* Given request *
Quote exactly the lines from the line containing "Recreate this image" to the line containing "['名称', '使用', '文本', '快捷方式', '可选的', '工具提示', 'MenuRole'];", both lines included, please, and nothing more.

* Supplied information *
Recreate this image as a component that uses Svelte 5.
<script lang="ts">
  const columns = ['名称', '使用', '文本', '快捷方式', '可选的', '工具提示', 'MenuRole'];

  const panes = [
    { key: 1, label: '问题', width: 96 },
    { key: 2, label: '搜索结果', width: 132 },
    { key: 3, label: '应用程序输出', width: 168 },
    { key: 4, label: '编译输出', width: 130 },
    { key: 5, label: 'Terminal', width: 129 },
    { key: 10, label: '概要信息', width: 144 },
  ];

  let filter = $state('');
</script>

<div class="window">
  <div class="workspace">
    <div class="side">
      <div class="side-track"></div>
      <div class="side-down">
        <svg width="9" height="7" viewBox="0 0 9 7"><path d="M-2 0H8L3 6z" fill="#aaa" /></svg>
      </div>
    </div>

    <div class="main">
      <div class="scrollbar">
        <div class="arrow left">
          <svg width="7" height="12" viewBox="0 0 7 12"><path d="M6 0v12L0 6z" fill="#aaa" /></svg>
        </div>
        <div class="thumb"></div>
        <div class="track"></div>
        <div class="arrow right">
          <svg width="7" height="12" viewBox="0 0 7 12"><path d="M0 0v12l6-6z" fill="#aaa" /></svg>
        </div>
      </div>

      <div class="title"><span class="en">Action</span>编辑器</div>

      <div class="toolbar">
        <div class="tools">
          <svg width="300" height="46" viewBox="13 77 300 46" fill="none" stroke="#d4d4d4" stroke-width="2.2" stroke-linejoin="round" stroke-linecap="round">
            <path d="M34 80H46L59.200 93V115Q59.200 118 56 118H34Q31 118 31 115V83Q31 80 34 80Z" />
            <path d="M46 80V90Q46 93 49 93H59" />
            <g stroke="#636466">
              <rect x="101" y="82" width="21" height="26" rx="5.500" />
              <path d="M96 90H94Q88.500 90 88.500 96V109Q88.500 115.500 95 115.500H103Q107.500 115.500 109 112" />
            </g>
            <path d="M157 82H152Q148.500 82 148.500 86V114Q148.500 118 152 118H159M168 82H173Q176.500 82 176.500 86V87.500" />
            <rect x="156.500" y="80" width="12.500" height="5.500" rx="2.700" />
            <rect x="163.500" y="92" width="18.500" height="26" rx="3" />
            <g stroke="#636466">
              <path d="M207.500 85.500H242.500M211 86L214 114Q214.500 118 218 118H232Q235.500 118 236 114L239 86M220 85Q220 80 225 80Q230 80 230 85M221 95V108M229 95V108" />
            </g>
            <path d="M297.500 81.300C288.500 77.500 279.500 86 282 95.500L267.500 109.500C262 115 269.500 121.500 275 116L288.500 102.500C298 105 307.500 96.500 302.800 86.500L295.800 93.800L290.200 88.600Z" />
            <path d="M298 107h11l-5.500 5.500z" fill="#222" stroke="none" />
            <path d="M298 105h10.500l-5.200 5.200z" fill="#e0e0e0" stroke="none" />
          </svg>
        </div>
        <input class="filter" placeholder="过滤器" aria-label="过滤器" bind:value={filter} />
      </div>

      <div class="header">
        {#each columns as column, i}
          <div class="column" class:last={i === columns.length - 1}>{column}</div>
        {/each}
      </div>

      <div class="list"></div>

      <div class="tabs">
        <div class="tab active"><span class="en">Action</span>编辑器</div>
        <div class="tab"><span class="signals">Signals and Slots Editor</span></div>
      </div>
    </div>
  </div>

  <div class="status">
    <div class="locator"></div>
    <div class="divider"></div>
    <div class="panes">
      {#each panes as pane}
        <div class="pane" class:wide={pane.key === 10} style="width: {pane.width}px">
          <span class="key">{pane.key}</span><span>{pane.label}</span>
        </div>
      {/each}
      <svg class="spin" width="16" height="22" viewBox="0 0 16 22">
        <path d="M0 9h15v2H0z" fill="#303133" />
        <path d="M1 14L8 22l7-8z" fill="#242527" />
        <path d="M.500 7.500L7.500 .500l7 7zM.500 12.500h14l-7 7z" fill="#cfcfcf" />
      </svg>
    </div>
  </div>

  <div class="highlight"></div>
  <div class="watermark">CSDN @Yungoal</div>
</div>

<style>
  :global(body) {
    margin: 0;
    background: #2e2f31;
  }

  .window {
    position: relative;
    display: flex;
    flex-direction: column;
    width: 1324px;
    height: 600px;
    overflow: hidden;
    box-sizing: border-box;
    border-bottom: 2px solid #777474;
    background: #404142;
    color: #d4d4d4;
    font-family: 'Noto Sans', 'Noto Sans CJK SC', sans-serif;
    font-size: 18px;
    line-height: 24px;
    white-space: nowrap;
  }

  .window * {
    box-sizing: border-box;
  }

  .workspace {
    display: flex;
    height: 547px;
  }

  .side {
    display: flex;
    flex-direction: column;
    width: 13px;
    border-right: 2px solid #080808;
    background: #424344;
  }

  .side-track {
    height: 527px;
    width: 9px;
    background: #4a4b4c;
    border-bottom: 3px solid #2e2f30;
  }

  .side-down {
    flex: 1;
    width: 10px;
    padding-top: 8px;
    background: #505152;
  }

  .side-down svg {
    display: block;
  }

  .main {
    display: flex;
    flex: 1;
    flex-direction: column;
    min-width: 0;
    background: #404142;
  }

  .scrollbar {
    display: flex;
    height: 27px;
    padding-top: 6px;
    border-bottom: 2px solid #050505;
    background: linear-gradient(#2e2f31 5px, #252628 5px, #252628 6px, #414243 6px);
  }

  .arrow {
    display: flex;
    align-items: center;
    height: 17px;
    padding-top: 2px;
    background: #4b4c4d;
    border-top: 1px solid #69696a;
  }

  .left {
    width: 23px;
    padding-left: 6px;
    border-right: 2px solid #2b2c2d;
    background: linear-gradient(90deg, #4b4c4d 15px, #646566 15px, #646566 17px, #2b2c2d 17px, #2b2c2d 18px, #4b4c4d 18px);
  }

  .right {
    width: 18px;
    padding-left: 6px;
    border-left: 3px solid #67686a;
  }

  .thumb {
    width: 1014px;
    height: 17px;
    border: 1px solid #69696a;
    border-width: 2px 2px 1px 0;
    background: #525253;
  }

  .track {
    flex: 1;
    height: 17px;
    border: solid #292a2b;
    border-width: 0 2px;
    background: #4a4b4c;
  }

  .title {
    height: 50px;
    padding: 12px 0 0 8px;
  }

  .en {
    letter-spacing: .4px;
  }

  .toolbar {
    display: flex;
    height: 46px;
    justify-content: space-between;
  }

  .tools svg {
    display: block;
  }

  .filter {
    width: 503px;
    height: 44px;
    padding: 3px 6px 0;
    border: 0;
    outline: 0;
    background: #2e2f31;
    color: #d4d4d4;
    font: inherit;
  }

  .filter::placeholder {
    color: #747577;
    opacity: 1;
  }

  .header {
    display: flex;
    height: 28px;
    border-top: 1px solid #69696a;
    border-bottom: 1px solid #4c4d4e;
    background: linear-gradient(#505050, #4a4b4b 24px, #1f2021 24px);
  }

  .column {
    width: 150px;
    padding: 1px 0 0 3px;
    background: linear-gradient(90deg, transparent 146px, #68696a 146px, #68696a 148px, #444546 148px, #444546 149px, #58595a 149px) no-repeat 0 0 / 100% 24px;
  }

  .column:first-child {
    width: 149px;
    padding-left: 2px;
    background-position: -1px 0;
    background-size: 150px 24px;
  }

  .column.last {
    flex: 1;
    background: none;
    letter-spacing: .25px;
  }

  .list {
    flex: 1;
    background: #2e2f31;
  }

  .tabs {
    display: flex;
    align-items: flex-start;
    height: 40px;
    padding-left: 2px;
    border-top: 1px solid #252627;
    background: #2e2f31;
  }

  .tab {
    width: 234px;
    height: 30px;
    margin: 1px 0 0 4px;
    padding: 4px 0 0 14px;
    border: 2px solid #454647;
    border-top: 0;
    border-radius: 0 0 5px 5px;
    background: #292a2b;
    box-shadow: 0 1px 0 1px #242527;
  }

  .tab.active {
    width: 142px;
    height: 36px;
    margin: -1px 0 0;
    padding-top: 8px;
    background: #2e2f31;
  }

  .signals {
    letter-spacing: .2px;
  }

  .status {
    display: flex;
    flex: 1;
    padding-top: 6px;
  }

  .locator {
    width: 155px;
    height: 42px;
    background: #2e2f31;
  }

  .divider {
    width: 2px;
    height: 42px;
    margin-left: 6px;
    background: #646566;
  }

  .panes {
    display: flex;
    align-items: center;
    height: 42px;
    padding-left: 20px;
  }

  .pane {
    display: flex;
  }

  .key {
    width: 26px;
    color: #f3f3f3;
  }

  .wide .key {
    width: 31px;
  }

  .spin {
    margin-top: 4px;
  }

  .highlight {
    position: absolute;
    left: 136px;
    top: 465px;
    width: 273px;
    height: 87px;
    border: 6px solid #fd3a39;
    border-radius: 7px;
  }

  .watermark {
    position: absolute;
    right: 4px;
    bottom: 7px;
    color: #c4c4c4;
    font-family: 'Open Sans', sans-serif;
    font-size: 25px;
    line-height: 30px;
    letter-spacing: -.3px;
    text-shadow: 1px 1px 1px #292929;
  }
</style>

...

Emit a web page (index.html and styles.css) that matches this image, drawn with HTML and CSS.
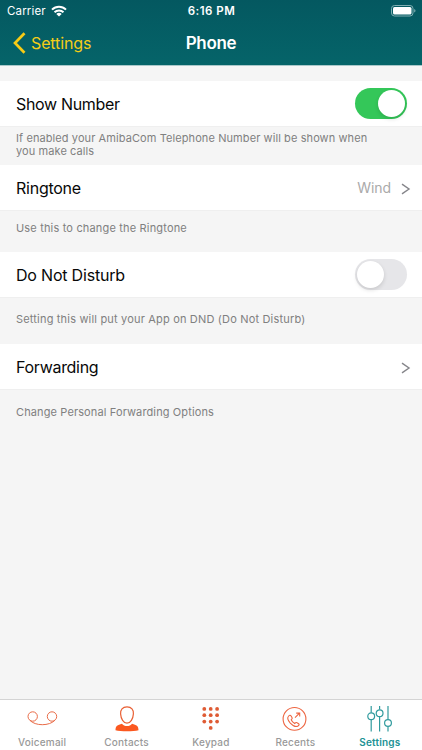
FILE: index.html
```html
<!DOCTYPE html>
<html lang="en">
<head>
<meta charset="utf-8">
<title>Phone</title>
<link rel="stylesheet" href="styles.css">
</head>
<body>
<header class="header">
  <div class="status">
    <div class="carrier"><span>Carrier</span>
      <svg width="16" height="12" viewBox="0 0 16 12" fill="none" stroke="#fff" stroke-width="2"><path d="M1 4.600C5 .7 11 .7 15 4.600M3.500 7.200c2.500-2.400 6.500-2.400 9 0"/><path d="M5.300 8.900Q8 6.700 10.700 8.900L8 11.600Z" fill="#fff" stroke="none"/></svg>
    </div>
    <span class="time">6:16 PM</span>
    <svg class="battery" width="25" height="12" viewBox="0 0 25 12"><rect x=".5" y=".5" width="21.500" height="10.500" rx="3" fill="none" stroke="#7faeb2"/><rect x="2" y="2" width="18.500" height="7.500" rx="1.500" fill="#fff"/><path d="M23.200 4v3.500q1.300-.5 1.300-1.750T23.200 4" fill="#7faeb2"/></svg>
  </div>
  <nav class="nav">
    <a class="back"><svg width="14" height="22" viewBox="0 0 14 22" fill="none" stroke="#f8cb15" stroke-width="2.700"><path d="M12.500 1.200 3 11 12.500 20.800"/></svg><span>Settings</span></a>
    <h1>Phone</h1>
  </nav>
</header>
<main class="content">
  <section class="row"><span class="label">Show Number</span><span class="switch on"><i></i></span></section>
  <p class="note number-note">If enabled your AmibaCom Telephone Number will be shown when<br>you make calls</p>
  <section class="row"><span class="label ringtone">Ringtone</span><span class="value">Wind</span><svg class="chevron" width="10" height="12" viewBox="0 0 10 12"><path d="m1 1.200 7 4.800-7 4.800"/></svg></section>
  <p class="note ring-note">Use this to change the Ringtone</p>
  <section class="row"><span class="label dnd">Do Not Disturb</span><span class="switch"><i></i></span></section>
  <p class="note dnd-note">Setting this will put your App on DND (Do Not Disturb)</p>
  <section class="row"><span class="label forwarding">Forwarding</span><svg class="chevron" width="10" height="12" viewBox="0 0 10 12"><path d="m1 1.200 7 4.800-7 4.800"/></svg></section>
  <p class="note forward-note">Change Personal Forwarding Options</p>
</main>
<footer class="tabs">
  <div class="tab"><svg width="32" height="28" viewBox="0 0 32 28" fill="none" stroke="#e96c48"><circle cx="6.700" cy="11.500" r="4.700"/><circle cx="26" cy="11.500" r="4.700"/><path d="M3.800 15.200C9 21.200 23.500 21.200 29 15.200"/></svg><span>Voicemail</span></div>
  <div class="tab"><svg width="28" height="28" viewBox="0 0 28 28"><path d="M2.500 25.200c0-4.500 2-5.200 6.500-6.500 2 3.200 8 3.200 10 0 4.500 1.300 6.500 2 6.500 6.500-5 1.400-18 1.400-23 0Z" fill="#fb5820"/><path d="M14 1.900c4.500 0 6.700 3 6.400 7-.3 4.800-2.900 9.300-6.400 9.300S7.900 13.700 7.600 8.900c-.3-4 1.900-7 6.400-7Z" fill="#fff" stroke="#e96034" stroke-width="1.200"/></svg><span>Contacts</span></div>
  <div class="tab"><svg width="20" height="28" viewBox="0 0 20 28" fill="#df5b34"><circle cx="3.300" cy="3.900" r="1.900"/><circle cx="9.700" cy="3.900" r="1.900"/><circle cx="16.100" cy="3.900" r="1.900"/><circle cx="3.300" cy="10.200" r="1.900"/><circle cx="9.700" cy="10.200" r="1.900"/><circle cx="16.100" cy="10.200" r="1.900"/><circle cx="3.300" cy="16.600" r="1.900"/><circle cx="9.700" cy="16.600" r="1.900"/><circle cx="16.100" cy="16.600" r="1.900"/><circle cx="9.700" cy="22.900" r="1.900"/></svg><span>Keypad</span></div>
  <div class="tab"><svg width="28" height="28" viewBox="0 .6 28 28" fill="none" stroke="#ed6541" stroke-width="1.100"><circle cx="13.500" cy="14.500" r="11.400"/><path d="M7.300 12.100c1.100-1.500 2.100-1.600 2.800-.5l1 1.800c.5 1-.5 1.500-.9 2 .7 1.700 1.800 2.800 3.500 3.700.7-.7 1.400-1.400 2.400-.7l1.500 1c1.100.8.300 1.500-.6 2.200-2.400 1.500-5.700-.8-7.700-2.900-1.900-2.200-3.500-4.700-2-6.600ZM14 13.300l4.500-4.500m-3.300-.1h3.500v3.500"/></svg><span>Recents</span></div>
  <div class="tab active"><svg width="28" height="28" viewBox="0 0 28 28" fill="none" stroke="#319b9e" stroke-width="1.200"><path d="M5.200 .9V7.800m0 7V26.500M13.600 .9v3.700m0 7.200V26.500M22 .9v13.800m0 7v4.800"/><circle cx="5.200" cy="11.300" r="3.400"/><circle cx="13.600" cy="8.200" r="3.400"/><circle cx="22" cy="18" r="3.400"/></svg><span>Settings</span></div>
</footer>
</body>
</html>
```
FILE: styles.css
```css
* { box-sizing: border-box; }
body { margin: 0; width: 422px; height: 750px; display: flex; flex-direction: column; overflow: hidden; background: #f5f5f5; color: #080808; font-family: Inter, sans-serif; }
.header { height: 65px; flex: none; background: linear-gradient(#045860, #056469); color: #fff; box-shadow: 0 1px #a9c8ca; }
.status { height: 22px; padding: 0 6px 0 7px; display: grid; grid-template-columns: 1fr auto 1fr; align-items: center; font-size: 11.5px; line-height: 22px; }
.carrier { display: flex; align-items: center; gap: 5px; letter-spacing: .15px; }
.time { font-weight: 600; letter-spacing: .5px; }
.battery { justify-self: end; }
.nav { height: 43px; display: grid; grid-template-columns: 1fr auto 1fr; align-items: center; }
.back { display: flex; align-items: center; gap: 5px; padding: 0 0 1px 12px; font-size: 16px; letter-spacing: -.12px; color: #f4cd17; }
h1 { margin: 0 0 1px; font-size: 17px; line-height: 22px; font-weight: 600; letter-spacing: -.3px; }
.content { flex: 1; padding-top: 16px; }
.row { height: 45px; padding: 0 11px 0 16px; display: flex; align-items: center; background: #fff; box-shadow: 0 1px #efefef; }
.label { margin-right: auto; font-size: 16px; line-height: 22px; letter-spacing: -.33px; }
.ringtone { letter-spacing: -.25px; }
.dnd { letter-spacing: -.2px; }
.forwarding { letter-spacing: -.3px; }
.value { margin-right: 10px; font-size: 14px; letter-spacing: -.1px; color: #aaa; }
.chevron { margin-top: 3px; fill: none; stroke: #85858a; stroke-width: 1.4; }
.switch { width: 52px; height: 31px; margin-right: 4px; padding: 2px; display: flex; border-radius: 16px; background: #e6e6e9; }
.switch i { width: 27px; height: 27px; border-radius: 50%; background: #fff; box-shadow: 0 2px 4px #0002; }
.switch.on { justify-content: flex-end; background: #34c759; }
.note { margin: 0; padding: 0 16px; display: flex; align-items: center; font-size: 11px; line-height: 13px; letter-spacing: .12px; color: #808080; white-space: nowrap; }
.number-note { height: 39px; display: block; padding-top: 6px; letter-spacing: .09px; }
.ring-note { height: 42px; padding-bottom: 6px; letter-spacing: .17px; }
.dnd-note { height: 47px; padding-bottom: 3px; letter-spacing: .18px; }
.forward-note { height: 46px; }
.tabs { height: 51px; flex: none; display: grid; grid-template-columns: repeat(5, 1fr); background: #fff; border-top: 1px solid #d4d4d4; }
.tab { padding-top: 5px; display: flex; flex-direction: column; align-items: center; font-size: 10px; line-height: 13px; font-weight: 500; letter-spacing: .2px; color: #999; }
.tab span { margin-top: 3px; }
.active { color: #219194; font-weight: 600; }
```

* Full response *
Recreate this image as a component that uses Svelte 5.
<script lang="ts">
  const columns = ['名称', '使用', '文本', '快捷方式', '可选的', '工具提示', 'MenuRole'];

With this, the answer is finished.